[Rows from a dataset]
++++++++++++++++++++

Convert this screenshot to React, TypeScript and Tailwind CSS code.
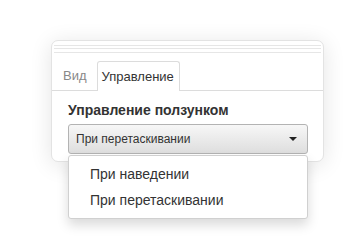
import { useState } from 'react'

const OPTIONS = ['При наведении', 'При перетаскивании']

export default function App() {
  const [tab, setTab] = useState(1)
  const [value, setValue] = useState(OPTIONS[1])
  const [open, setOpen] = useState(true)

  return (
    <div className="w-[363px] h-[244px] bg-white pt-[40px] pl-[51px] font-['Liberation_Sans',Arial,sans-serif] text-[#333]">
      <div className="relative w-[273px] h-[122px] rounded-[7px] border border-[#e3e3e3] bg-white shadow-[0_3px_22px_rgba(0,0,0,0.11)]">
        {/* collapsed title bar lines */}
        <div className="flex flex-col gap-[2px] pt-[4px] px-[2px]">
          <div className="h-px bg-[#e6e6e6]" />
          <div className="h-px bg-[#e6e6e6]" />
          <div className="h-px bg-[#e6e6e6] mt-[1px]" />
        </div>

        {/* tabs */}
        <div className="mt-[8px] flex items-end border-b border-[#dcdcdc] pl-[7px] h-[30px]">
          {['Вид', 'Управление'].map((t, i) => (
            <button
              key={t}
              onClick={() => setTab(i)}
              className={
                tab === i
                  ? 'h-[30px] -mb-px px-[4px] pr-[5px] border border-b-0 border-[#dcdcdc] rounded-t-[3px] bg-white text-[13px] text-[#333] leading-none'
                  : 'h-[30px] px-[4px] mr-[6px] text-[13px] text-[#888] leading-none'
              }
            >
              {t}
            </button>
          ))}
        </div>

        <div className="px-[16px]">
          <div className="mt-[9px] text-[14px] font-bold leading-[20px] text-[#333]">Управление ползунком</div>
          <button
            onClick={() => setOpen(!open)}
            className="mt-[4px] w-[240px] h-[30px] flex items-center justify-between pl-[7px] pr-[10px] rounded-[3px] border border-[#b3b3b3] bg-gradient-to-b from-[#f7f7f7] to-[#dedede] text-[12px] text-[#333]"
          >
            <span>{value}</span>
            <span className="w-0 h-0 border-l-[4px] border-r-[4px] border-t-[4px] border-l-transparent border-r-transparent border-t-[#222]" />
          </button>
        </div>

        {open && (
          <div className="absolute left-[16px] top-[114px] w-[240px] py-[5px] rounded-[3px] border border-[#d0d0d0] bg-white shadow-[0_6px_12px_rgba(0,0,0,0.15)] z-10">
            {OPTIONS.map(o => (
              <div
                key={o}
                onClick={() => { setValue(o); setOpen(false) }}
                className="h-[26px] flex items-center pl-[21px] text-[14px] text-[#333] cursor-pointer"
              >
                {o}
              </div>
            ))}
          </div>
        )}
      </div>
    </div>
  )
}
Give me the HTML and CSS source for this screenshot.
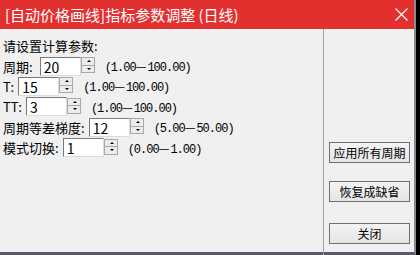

++++++++++++++++++++

*TO DO:*
Reproduce all of the data exactly; the pictures do not belong in the copy.

*THE RESPONSE:*
Convert this screenshot to React, TypeScript and Tailwind CSS code.
import { useState } from 'react'

const OPTIONS = ['При наведении', 'При перетаскивании']

export default function App() {
  const [tab, setTab] = useState(1)
  const [value, setValue] = useState(OPTIONS[1])
  const [open, setOpen] = useState(true)

  return (
    <div className="w-[363px] h-[244px] bg-white pt-[40px] pl-[51px] font-['Liberation_Sans',Arial,sans-serif] text-[#333]">
      <div className="relative w-[273px] h-[122px] rounded-[7px] border border-[#e3e3e3] bg-white shadow-[0_3px_22px_rgba(0,0,0,0.11)]">
        {/* collapsed title bar lines */}
        <div className="flex flex-col gap-[2px] pt-[4px] px-[2px]">
          <div className="h-px bg-[#e6e6e6]" />
          <div className="h-px bg-[#e6e6e6]" />
          <div className="h-px bg-[#e6e6e6] mt-[1px]" />
        </div>

        {/* tabs */}
        <div className="mt-[8px] flex items-end border-b border-[#dcdcdc] pl-[7px] h-[30px]">
          {['Вид', 'Управление'].map((t, i) => (
            <button
              key={t}
              onClick={() => setTab(i)}
              className={
                tab === i
                  ? 'h-[30px] -mb-px px-[4px] pr-[5px] border border-b-0 border-[#dcdcdc] rounded-t-[3px] bg-white text-[13px] text-[#333] leading-none'
                  : 'h-[30px] px-[4px] mr-[6px] text-[13px] text-[#888] leading-none'
              }
            >
              {t}
            </button>
          ))}
        </div>

        <div className="px-[16px]">
          <div className="mt-[9px] text-[14px] font-bold leading-[20px] text-[#333]">Управление ползунком</div>
          <button
            onClick={() => setOpen(!open)}
            className="mt-[4px] w-[240px] h-[30px] flex items-center justify-between pl-[7px] pr-[10px] rounded-[3px] border border-[#b3b3b3] bg-gradient-to-b from-[#f7f7f7] to-[#dedede] text-[12px] text-[#333]"
          >
            <span>{value}</span>
            <span className="w-0 h-0 border-l-[4px] border-r-[4px] border-t-[4px] border-l-transparent border-r-transparent border-t-[#222]" />
          </button>
        </div>

        {open && (
          <div className="absolute left-[16px] top-[114px] w-[240px] py-[5px] rounded-[3px] border border-[#d0d0d0] bg-white shadow-[0_6px_12px_rgba(0,0,0,0.15)] z-10">
            {OPTIONS.map(o => (
              <div
                key={o}
                onClick={() => { setValue(o); setOpen(false) }}
                className="h-[26px] flex items-center pl-[21px] text-[14px] text-[#333] cursor-pointer"
              >
                {o}
              </div>
            ))}
          </div>
        )}
      </div>
    </div>
  )
}
Give me the HTML and CSS source for this screenshot.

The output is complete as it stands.